In a shift, the House in June agreed on an appropriations bill that earmarked $100.6 million to cover for 7(a) credit costs. At the same time, committee members pressed forward with a request that the Government Accountability Office conduct an in-depth study of the mechanism by which SBA and the Office of Management and Budget estimate credit subsidy costs.

“We have just begun that assignment and, at this point, we do not have an estimated completion date for the work,” said GAO spokeswoman Sarah Kaczmarek. A spokeswoman for the House Small Business Committee said the report's results will not alter the decision to provide 7(a) with a credit subsidy in the 2020 fiscal year.

“Nothing will change directly because of the study, but we will have to cross that bridge when we get the finding,” the committee spokeswoman said. “Right now, it’s up to the Senate to pass their appropriations bills.”

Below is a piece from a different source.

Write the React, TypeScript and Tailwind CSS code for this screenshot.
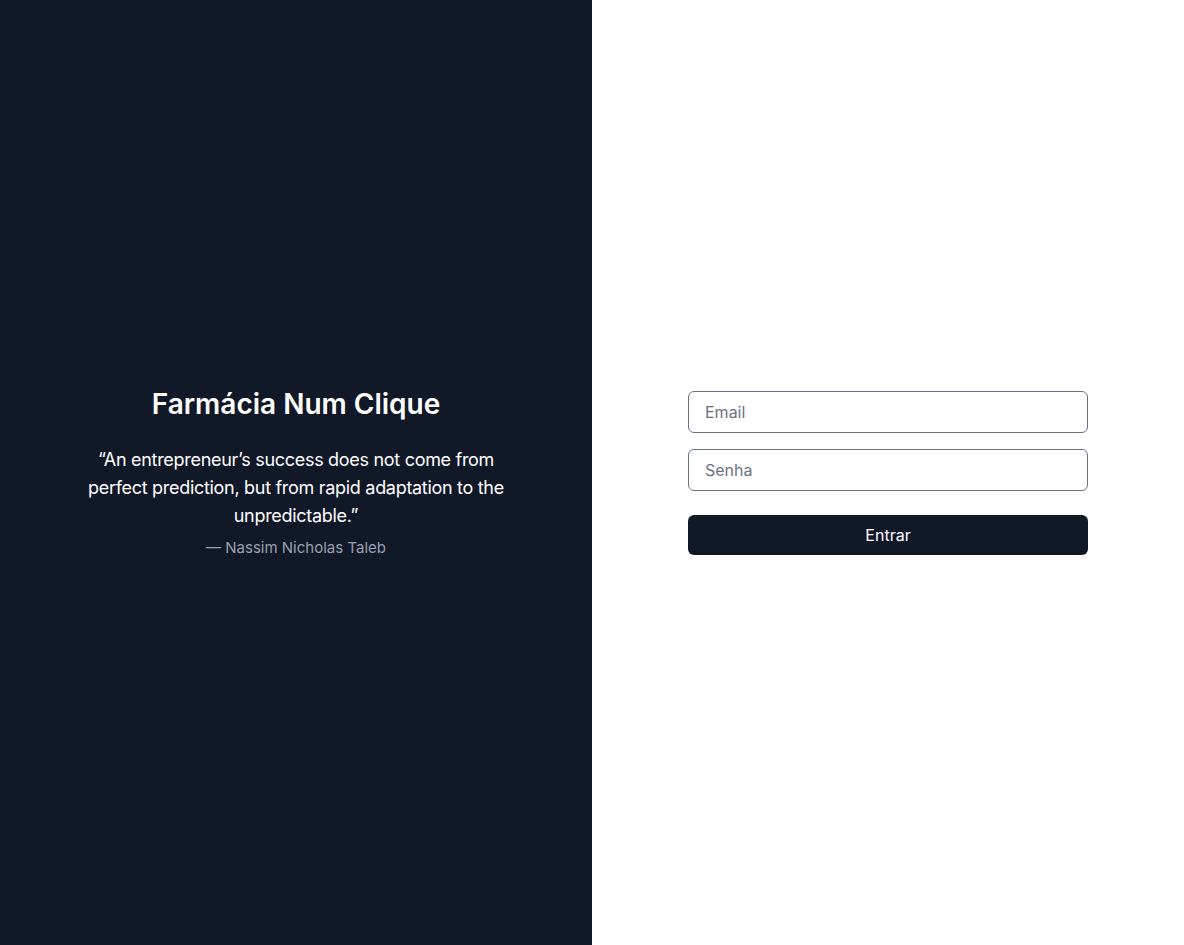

If unresolved, the impasse in the Senate could lead to a shutdown. That would be another bad break in what has been a challenging year for the 7(a) program.

The SBA was shuttered for 35 days in December 2018 and January 2019 after a budget battle shut down large parts of the federal government. At the same time, lending volume is trending down for a second straight year. Through July 26, the volume of loans backed under 7(a) was down 8% from a year earlier, totaling $18.7 billion.

By contrast, lending under 504, the agency’s second-biggest program, has seen an 8% increase in lending activity.

Still, there is some optimism that lawmakers in the Senate will find a compromise when they reconvene next month.

“Everyone on the committee is aware that this is an issue that needs to get worked out,” as Senate staff member said on background.

“Things are still up in the air, but we always expected it would be late September before there was a resolution,” said Tony Wilkinson, president and CEO of the National Association of Government Guaranteed Lenders.